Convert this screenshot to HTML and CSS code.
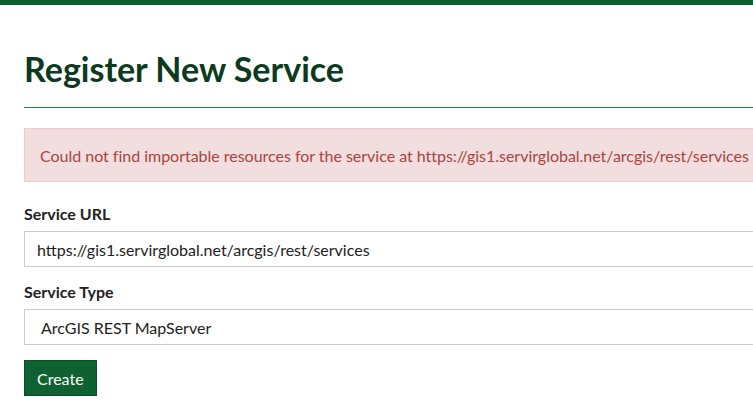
FILE: index.html
```html
<!DOCTYPE html>
<html>
<head>
<meta charset="utf-8">
<link rel="stylesheet" href="styles.css">
</head>
<body>
<div class="topbar"></div>
<main class="container">
  <h1 class="title">Register New Service</h1>
  <hr class="rule">
  <div class="alert">Could not find importable resources for the service at https://gis1.servirglobal.net/arcgis/rest/services</div>
  <form class="form">
    <div class="group">
      <label class="label">Service URL</label>
      <div class="field">https://gis1.servirglobal.net/arcgis/rest/services</div>
    </div>
    <div class="group">
      <label class="label">Service Type</label>
      <div class="field select">ArcGIS REST MapServer</div>
    </div>
    <button type="button" class="btn">Create</button>
  </form>
</main>
</body>
</html>
```
FILE: styles.css
```css
html, body {
  margin: 0;
  padding: 0;
  overflow: hidden;
  background: #fff;
}
body {
  font-family: Lato, "Open Sans", sans-serif;
  font-size: 16px;
  color: #222;
}
.topbar {
  height: 5px;
  background: #0b5e2e;
}
.container {
  width: 1000px;
  padding: 0 0 0 24px;
}
.title {
  margin: 42px 0 0;
  font-size: 34px;
  font-weight: 700;
  line-height: 44px;
  color: #0b3a1e;
}
.rule {
  margin: 16px 0 0;
  border: 0;
  border-top: 1px solid #2b7a42;
}
.alert {
  margin-top: 20px;
  height: 54px;
  box-sizing: border-box;
  padding: 0 15px;
  display: flex;
  align-items: center;
  background: #f2dede;
  border: 1px solid #ebccd1;
  color: #a94442;
  letter-spacing: -0.02px;
}
.form {
  margin-top: 22px;
  display: flex;
  flex-direction: column;
}
.group {
  display: flex;
  flex-direction: column;
  gap: 7px;
  margin-bottom: 15px;
}
.label {
  font-weight: 700;
  font-size: 16px;
  line-height: 20px;
  color: #222;
}
.field {
  height: 36px;
  box-sizing: border-box;
  border: 1px solid #ccc;
  padding: 0 12px;
  display: flex;
  align-items: center;
  color: #222;
}
.select {
  padding-left: 16px;
}
.btn {
  align-self: flex-start;
  height: 36px;
  padding: 0 12px;
  font-family: Lato, sans-serif;
  font-size: 16px;
  color: #fff;
  background: #0e6232;
  border: 1px solid #0a4d27;
  cursor: pointer;
}
```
....
Aim of the task: Give all the lines above again, character for character, without pictures.

Response to the task:
Convert this screenshot to HTML and CSS code.
FILE: index.html
```html
<!DOCTYPE html>
<html>
<head>
<meta charset="utf-8">
<link rel="stylesheet" href="styles.css">
</head>
<body>
<div class="topbar"></div>
<main class="container">
  <h1 class="title">Register New Service</h1>
  <hr class="rule">
  <div class="alert">Could not find importable resources for the service at https://gis1.servirglobal.net/arcgis/rest/services</div>
  <form class="form">
    <div class="group">
      <label class="label">Service URL</label>
      <div class="field">https://gis1.servirglobal.net/arcgis/rest/services</div>
    </div>
    <div class="group">
      <label class="label">Service Type</label>
      <div class="field select">ArcGIS REST MapServer</div>
    </div>
    <button type="button" class="btn">Create</button>
  </form>
</main>
</body>
</html>
```
FILE: styles.css
```css
html, body {
  margin: 0;
  padding: 0;
  overflow: hidden;
  background: #fff;
}
body {
  font-family: Lato, "Open Sans", sans-serif;
  font-size: 16px;
  color: #222;
}
.topbar {
  height: 5px;
  background: #0b5e2e;
}
.container {
  width: 1000px;
  padding: 0 0 0 24px;
}
.title {
  margin: 42px 0 0;
  font-size: 34px;
  font-weight: 700;
  line-height: 44px;
  color: #0b3a1e;
}
.rule {
  margin: 16px 0 0;
  border: 0;
  border-top: 1px solid #2b7a42;
}
.alert {
  margin-top: 20px;
  height: 54px;
  box-sizing: border-box;
  padding: 0 15px;
  display: flex;
  align-items: center;
  background: #f2dede;
  border: 1px solid #ebccd1;
  color: #a94442;
  letter-spacing: -0.02px;
}
.form {
  margin-top: 22px;
  display: flex;
  flex-direction: column;
}
.group {
  display: flex;
  flex-direction: column;
  gap: 7px;
  margin-bottom: 15px;
}
.label {
  font-weight: 700;
  font-size: 16px;
  line-height: 20px;
  color: #222;
}
.field {
  height: 36px;
  box-sizing: border-box;
  border: 1px solid #ccc;
  padding: 0 12px;
  display: flex;
  align-items: center;
  color: #222;
}
.select {
  padding-left: 16px;
}
.btn {
  align-self: flex-start;
  height: 36px;
  padding: 0 12px;
  font-family: Lato, sans-serif;
  font-size: 16px;
  color: #fff;
  background: #0e6232;
  border: 1px solid #0a4d27;
  cursor: pointer;
}
```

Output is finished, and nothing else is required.